SUPPLIED DATA>
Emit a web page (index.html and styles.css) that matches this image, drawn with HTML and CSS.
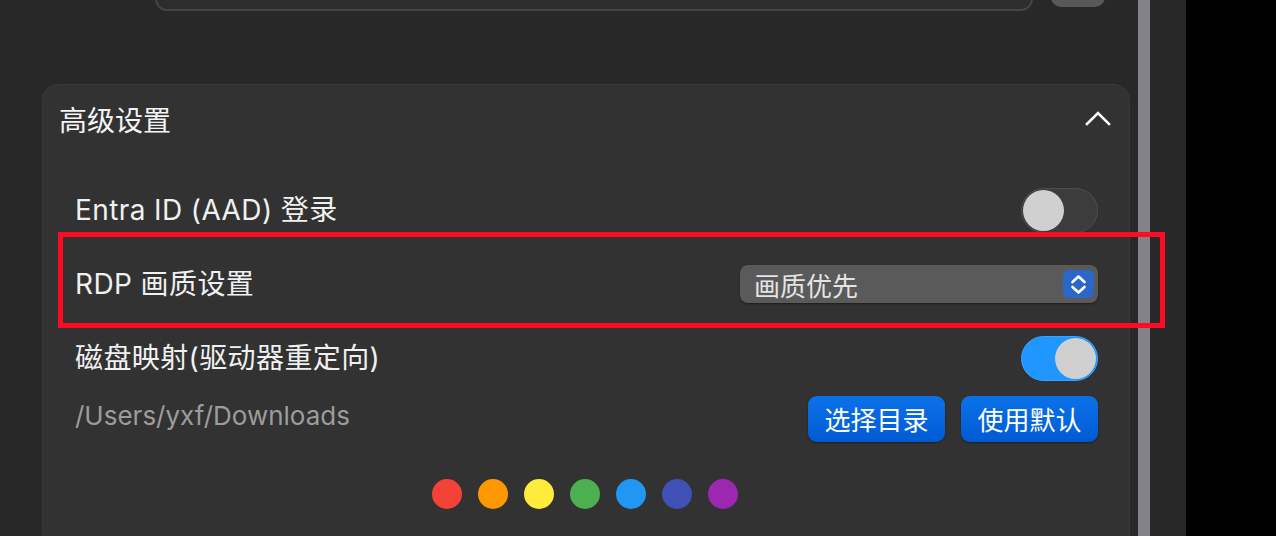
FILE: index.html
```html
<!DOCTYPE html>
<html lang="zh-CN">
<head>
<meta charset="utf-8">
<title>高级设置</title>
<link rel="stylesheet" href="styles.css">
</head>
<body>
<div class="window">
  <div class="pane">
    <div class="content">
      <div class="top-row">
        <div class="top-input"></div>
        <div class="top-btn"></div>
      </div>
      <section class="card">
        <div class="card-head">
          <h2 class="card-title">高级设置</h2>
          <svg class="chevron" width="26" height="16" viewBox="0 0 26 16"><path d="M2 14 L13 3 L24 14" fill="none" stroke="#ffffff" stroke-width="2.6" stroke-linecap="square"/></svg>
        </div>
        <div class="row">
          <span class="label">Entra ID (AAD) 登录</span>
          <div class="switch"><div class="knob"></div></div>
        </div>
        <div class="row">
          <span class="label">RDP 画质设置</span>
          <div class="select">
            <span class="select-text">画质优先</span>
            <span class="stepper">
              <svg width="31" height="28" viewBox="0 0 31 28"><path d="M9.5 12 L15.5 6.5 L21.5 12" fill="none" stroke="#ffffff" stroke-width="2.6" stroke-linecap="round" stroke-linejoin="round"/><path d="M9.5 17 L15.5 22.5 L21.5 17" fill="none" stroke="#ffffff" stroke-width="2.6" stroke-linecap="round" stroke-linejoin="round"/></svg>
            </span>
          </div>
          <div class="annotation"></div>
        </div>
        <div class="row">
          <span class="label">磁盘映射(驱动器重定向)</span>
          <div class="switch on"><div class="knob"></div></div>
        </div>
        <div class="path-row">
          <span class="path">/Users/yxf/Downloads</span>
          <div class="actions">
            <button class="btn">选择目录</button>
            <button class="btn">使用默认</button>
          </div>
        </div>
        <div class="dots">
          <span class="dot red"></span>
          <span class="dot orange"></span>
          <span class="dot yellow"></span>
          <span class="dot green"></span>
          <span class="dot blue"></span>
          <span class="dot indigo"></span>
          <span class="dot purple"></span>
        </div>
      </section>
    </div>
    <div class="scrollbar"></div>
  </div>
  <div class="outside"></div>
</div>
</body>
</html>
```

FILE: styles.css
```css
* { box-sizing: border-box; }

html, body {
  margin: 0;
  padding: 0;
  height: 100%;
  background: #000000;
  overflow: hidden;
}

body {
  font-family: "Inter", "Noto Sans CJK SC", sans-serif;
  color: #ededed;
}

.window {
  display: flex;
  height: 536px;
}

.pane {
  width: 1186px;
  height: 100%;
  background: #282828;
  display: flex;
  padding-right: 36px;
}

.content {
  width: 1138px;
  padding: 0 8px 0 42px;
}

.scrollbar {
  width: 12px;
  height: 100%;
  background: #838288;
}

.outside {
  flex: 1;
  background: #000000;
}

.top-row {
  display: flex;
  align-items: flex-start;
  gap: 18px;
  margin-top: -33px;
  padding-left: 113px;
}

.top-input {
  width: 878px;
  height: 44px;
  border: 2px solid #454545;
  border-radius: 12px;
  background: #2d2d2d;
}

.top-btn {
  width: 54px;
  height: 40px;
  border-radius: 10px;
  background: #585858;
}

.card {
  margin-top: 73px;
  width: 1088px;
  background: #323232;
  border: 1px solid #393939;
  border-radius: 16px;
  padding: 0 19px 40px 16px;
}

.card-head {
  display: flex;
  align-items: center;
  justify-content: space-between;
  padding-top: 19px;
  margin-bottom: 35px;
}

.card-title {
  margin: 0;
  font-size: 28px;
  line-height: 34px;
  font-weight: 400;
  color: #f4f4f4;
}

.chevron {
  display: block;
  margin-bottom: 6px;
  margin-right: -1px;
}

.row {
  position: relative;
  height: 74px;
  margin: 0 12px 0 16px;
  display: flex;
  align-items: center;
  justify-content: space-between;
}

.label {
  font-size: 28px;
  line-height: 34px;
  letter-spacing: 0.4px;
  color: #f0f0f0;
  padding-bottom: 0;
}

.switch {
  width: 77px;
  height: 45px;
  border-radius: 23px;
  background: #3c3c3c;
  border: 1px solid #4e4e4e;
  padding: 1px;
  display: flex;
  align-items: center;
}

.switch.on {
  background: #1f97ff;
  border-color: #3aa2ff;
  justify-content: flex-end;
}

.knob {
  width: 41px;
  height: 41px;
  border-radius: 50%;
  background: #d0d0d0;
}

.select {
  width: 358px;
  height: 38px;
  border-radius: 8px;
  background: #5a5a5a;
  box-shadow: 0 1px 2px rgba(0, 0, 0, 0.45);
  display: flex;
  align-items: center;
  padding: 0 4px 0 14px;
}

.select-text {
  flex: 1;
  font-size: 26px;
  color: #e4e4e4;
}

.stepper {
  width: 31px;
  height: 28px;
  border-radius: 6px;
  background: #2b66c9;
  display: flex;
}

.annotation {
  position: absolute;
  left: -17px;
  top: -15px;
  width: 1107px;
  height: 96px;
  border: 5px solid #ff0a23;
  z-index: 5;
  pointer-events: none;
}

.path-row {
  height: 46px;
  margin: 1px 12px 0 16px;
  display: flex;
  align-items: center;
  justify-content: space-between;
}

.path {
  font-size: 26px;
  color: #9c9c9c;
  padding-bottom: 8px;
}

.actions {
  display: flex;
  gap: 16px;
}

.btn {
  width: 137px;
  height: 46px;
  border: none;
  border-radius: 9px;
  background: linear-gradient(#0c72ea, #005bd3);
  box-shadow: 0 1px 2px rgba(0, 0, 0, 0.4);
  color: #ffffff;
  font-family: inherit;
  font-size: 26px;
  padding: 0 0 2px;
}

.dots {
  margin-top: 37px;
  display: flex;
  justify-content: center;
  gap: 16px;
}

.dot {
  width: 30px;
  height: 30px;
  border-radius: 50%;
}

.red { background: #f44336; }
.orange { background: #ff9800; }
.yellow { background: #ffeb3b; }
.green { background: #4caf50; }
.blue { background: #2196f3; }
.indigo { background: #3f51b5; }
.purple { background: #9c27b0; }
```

AIM> Set the data above down again exactly as given, with no pictures.

IN RESPONSE>
Emit a web page (index.html and styles.css) that matches this image, drawn with HTML and CSS.
FILE: index.html
```html
<!DOCTYPE html>
<html lang="zh-CN">
<head>
<meta charset="utf-8">
<title>高级设置</title>
<link rel="stylesheet" href="styles.css">
</head>
<body>
<div class="window">
  <div class="pane">
    <div class="content">
      <div class="top-row">
        <div class="top-input"></div>
        <div class="top-btn"></div>
      </div>
      <section class="card">
        <div class="card-head">
          <h2 class="card-title">高级设置</h2>
          <svg class="chevron" width="26" height="16" viewBox="0 0 26 16"><path d="M2 14 L13 3 L24 14" fill="none" stroke="#ffffff" stroke-width="2.6" stroke-linecap="square"/></svg>
        </div>
        <div class="row">
          <span class="label">Entra ID (AAD) 登录</span>
          <div class="switch"><div class="knob"></div></div>
        </div>
        <div class="row">
          <span class="label">RDP 画质设置</span>
          <div class="select">
            <span class="select-text">画质优先</span>
            <span class="stepper">
              <svg width="31" height="28" viewBox="0 0 31 28"><path d="M9.5 12 L15.5 6.5 L21.5 12" fill="none" stroke="#ffffff" stroke-width="2.6" stroke-linecap="round" stroke-linejoin="round"/><path d="M9.5 17 L15.5 22.5 L21.5 17" fill="none" stroke="#ffffff" stroke-width="2.6" stroke-linecap="round" stroke-linejoin="round"/></svg>
            </span>
          </div>
          <div class="annotation"></div>
        </div>
        <div class="row">
          <span class="label">磁盘映射(驱动器重定向)</span>
          <div class="switch on"><div class="knob"></div></div>
        </div>
        <div class="path-row">
          <span class="path">/Users/yxf/Downloads</span>
          <div class="actions">
            <button class="btn">选择目录</button>
            <button class="btn">使用默认</button>
          </div>
        </div>
        <div class="dots">
          <span class="dot red"></span>
          <span class="dot orange"></span>
          <span class="dot yellow"></span>
          <span class="dot green"></span>
          <span class="dot blue"></span>
          <span class="dot indigo"></span>
          <span class="dot purple"></span>
        </div>
      </section>
    </div>
    <div class="scrollbar"></div>
  </div>
  <div class="outside"></div>
</div>
</body>
</html>
```

FILE: styles.css
```css
* { box-sizing: border-box; }

html, body {
  margin: 0;
  padding: 0;
  height: 100%;
  background: #000000;
  overflow: hidden;
}

body {
  font-family: "Inter", "Noto Sans CJK SC", sans-serif;
  color: #ededed;
}

.window {
  display: flex;
  height: 536px;
}

.pane {
  width: 1186px;
  height: 100%;
  background: #282828;
  display: flex;
  padding-right: 36px;
}

.content {
  width: 1138px;
  padding: 0 8px 0 42px;
}

.scrollbar {
  width: 12px;
  height: 100%;
  background: #838288;
}

.outside {
  flex: 1;
  background: #000000;
}

.top-row {
  display: flex;
  align-items: flex-start;
  gap: 18px;
  margin-top: -33px;
  padding-left: 113px;
}

.top-input {
  width: 878px;
  height: 44px;
  border: 2px solid #454545;
  border-radius: 12px;
  background: #2d2d2d;
}

.top-btn {
  width: 54px;
  height: 40px;
  border-radius: 10px;
  background: #585858;
}

.card {
  margin-top: 73px;
  width: 1088px;
  background: #323232;
  border: 1px solid #393939;
  border-radius: 16px;
  padding: 0 19px 40px 16px;
}

.card-head {
  display: flex;
  align-items: center;
  justify-content: space-between;
  padding-top: 19px;
  margin-bottom: 35px;
}

.card-title {
  margin: 0;
  font-size: 28px;
  line-height: 34px;
  font-weight: 400;
  color: #f4f4f4;
}

.chevron {
  display: block;
  margin-bottom: 6px;
  margin-right: -1px;
}

.row {
  position: relative;
  height: 74px;
  margin: 0 12px 0 16px;
  display: flex;
  align-items: center;
  justify-content: space-between;
}

.label {
  font-size: 28px;
  line-height: 34px;
  letter-spacing: 0.4px;
  color: #f0f0f0;
  padding-bottom: 0;
}

.switch {
  width: 77px;
  height: 45px;
  border-radius: 23px;
  background: #3c3c3c;
  border: 1px solid #4e4e4e;
  padding: 1px;
  display: flex;
  align-items: center;
}

.switch.on {
  background: #1f97ff;
  border-color: #3aa2ff;
  justify-content: flex-end;
}

.knob {
  width: 41px;
  height: 41px;
  border-radius: 50%;
  background: #d0d0d0;
}

.select {
  width: 358px;
  height: 38px;
  border-radius: 8px;
  background: #5a5a5a;
  box-shadow: 0 1px 2px rgba(0, 0, 0, 0.45);
  display: flex;
  align-items: center;
  padding: 0 4px 0 14px;
}

.select-text {
  flex: 1;
  font-size: 26px;
  color: #e4e4e4;
}

.stepper {
  width: 31px;
  height: 28px;
  border-radius: 6px;
  background: #2b66c9;
  display: flex;
}

.annotation {
  position: absolute;
  left: -17px;
  top: -15px;
  width: 1107px;
  height: 96px;
  border: 5px solid #ff0a23;
  z-index: 5;
  pointer-events: none;
}

.path-row {
  height: 46px;
  margin: 1px 12px 0 16px;
  display: flex;
  align-items: center;
  justify-content: space-between;
}

.path {
  font-size: 26px;
  color: #9c9c9c;
  padding-bottom: 8px;
}

.actions {
  display: flex;
  gap: 16px;
}

.btn {
  width: 137px;
  height: 46px;
  border: none;
  border-radius: 9px;
  background: linear-gradient(#0c72ea, #005bd3);
  box-shadow: 0 1px 2px rgba(0, 0, 0, 0.4);
  color: #ffffff;
  font-family: inherit;
  font-size: 26px;
  padding: 0 0 2px;
}

.dots {
  margin-top: 37px;
  display: flex;
  justify-content: center;
  gap: 16px;
}

.dot {
  width: 30px;
  height: 30px;
  border-radius: 50%;
}

.red { background: #f44336; }
.orange { background: #ff9800; }
.yellow { background: #ffeb3b; }
.green { background: #4caf50; }
.blue { background: #2196f3; }
.indigo { background: #3f51b5; }
.purple { background: #9c27b0; }
```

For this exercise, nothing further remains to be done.